Independent freight forwarders with considerable experience in this industry have surely had to deal with abandoned cargo at some point in their careers. Every year, almost hundreds of thousands of containers are abandoned globally. Although cargo abandonment by the consignee can be a stressful situation for all the stakeholders of the shipping process, it can be a huge headache for the freight forwarding companies. The port authorities have also created a guide for legitimately channelizing these abandoned cargoes for the recovery of demurrage and detention charges on behalf of the consignee.
Before talking about the tips for handling abandoned goods, let’s take a quick look at how this industry defines abandoned cargo.
Defining abandoned cargo
As per the FIATA, a cargo is called abandoned when “it becomes apparent that the consignee has manifested no intention to take delivery before the expiry of the free period.” However, this free period can differ from one country to another. For instance, in the US, the free period is 6 months after unloading at the dock while in China the free period is just 60 days.
Factors leading to cargo abandonment
Since the pandemic, countries around the world were shutting down their ports and airports. As a result, several consignees abandoned their goods to bypass the additional expenses. Moreover, the last minute changes in regulations that prohibit the importation of certain commodities can also be a factor behind cargo abandonment.
There are also instances where the consignee doesn’t pick up the cargo because of disputes regarding the quality or quantity. In addition, some unscrupulous people abandon the cargo to get rid of illegal goods or even garbage. At times, the consignee abandons the cargo in the case of bankruptcy or because they are unable to bear the customs expenses. When the authorities confiscate a shipment because of a violation of shipping regulations it could also become abandoned cargo.
In any case, as an independent freight forwarder, you will get stuck in a sticky situation with abandoned cargo. This is because the ‘Merchant Clause’ of the shipping lines will make you liable for any outstanding monies. Moreover, if you have directly contracted the carrier and appear as the shipper on the Master Bill of Lading instead of ‘agent’ then you will also have to pay for demurrage, detention, warehousing, and any other related charges applicable to the shipment. Even though the cargo owner or consignee is actually responsible for these charges, you as the forwarder will be responsible since you are manifested as the shipper in the Master Bill of Lading.
How can independent freight forwarders avoid loses due to abandoned cargo?

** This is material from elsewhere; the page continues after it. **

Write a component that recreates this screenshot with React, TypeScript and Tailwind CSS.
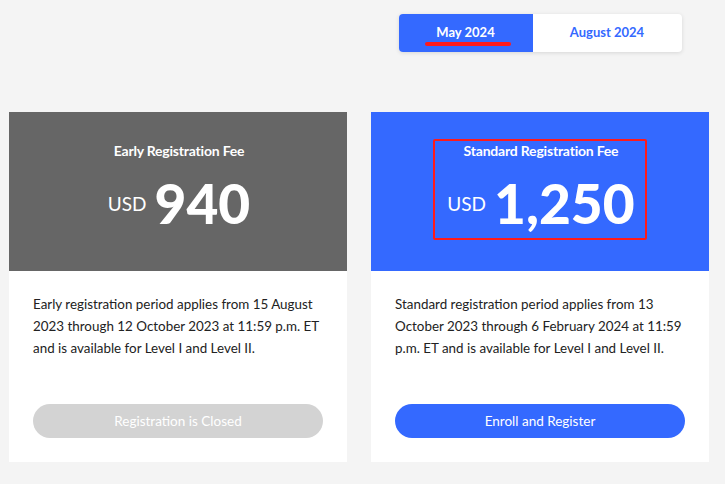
import React from 'react';

const font = { fontFamily: 'Lato, "Open Sans", sans-serif' };

interface FeeCardProps {
  title: string;
  amount: string;
  text: string;
  button: string;
  active: boolean;
  highlight?: boolean;
}

const FeeCard: React.FC<FeeCardProps> = ({ title, amount, text, button, active, highlight }) => {
  return (
    <div className="flex flex-col bg-white">
      <div
        className={`flex h-[159px] justify-center pt-[27px] ${active ? 'bg-[#3469ff]' : 'bg-[#666666]'}`}
      >
        <div
          className={`flex h-[101px] flex-col items-center rounded-[2px] ${
            highlight ? 'border-2 border-[#ff1a1a] pl-[12px] pr-[10px]' : 'pl-[14px] pr-[12px] pt-[2px]'
          }`}
        >
          <div className="text-[14px] font-bold leading-[20px] tracking-[-0.2px] text-white">{title}</div>
          <div className="mt-[14px] flex items-center text-white">
            <span className="mr-[8px] text-[19px] font-normal leading-none">USD</span>
            <span className="text-[55px] font-black leading-[56px]">{amount}</span>
          </div>
        </div>
      </div>
      <div className="flex h-[191px] flex-col px-[24px] pt-[22px] pb-[24px]">
        <p className="text-[13.4px] leading-[22px] text-[#222222]">{text}</p>
        <button
          className={`mt-auto h-[34px] w-full rounded-full text-[13.5px] text-white ${
            active ? 'bg-[#3469ff]' : 'bg-[#d3d3d3]'
          }`}
        >
          {button}
        </button>
      </div>
    </div>
  );
};

const App: React.FC = () => {
  return (
    <div className="min-h-[484px] w-[725px] bg-[#f4f4f4] pt-[14px] pl-[9px] pr-[16px]" style={font}>
      <div className="grid grid-cols-2 gap-x-[24px]">
        <div />
        <div className="flex justify-center">
          <div className="flex h-[38px] overflow-hidden rounded-[4px] bg-white shadow-[0_1px_4px_rgba(0,0,0,0.12)]">
            <button className="relative flex w-[134px] items-center justify-center bg-[#3469ff] text-[13px] font-bold text-white">
              May 2024
              <span className="absolute left-[26px] top-[28px] h-[4px] w-[86px] rounded-full bg-[#ff1a1a]" />
            </button>
            <button className="flex w-[149px] items-center justify-center text-[13px] font-bold text-[#3469ff]">
              August 2024
            </button>
          </div>
        </div>
      </div>
      <div className="mt-[60px] grid grid-cols-2 gap-x-[24px]">
        <FeeCard
          title="Early Registration Fee"
          amount="940"
          text="Early registration period applies from 15 August 2023 through 12 October 2023 at 11:59 p.m. ET and is available for Level I and Level II."
          button="Registration is Closed"
          active={false}
        />
        <FeeCard
          title="Standard Registration Fee"
          amount="1,250"
          text="Standard registration period applies from 13 October 2023 through 6 February 2024 at 11:59 p.m. ET and is available for Level I and Level II."
          button="Enroll and Register"
          active
          highlight
        />
      </div>
    </div>
  );
};

export default App;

Do not manifest yourself as the consignee or shipper in the Bill of Lading
Firstly, you need to take special care of your status in the BoL. For example, you need to avoid the status of the ‘principal party’ at all costs. When you have the status of ‘agent’ you will be able to avoid the liability of the abandoned goods. This will put the shipper in a direct agreement with the shipping line and you as the independent freight forwarder will have zero or limited liabilities. Additionally, if possible you can also go for a liability insurance to further safeguard yourself from any additional costs.
Identify the ‘force majeure’ clauses in the agreement
You need to take special care and recognize any ‘force majeure’ clauses in the agreement. In case of a ‘force majure’ clause, you need to promptly send notices to the clients invoking their ‘force majeure’ rights to discharge themselves of any obligation.
Stay in touch with your customers
Make sure to constantly communicate with your customers and be clear about the exact status of the shipment. You should promptly communicate even the slightest problem experienced by any of the stakeholders including the supplier, carrier, port authorities, agents, terminals and so on. Also, make sure to communicate any changes or last-minute delays. Clear communication will help you keep the situation under control and ensure that any mishaps were beyond your capacity as the agent.
Be mindful of the warning signs
Apart from communicating closely with your customers, you also need to pay close attention to any warning signs of cargo abandonment. For example, when a consignee receives the arrival notice but doesn’t make any contact. then. chances are high that they are going to abandon the cargo. If you get a prior sign of cargo abandonment, make sure to keep the cargo in a bonded facility. This will help you bypass the high storage charge and select your disposal option in the meantime.
Carefully record your communications
Keeping a written record of your communications with the customers can help you in this regard. The maintenance of a paper trail will keep the risk of claims to a minimum.
Talk to the consignee beforehand
You should talk to the shipper or consignee beforehand and explain to them that abandoning the shipment will involve substantial monetary implications for them. Let them know that you, as the freight forwarder, will be passing all costs claimed by the carriers onto the customers and, therefore, they need to take responsibility.
Promptly communicate with the carrier
When the consignee refuses to pick up the cargo, you need to contact the shipping line ASAP or else the demurrage and storage costs will escalate. As the forwarding agent, you need to act on time and come to a commercially viable agreement with the carrier. It is also a good idea to talk to the insurance company and check the level of coverage provided.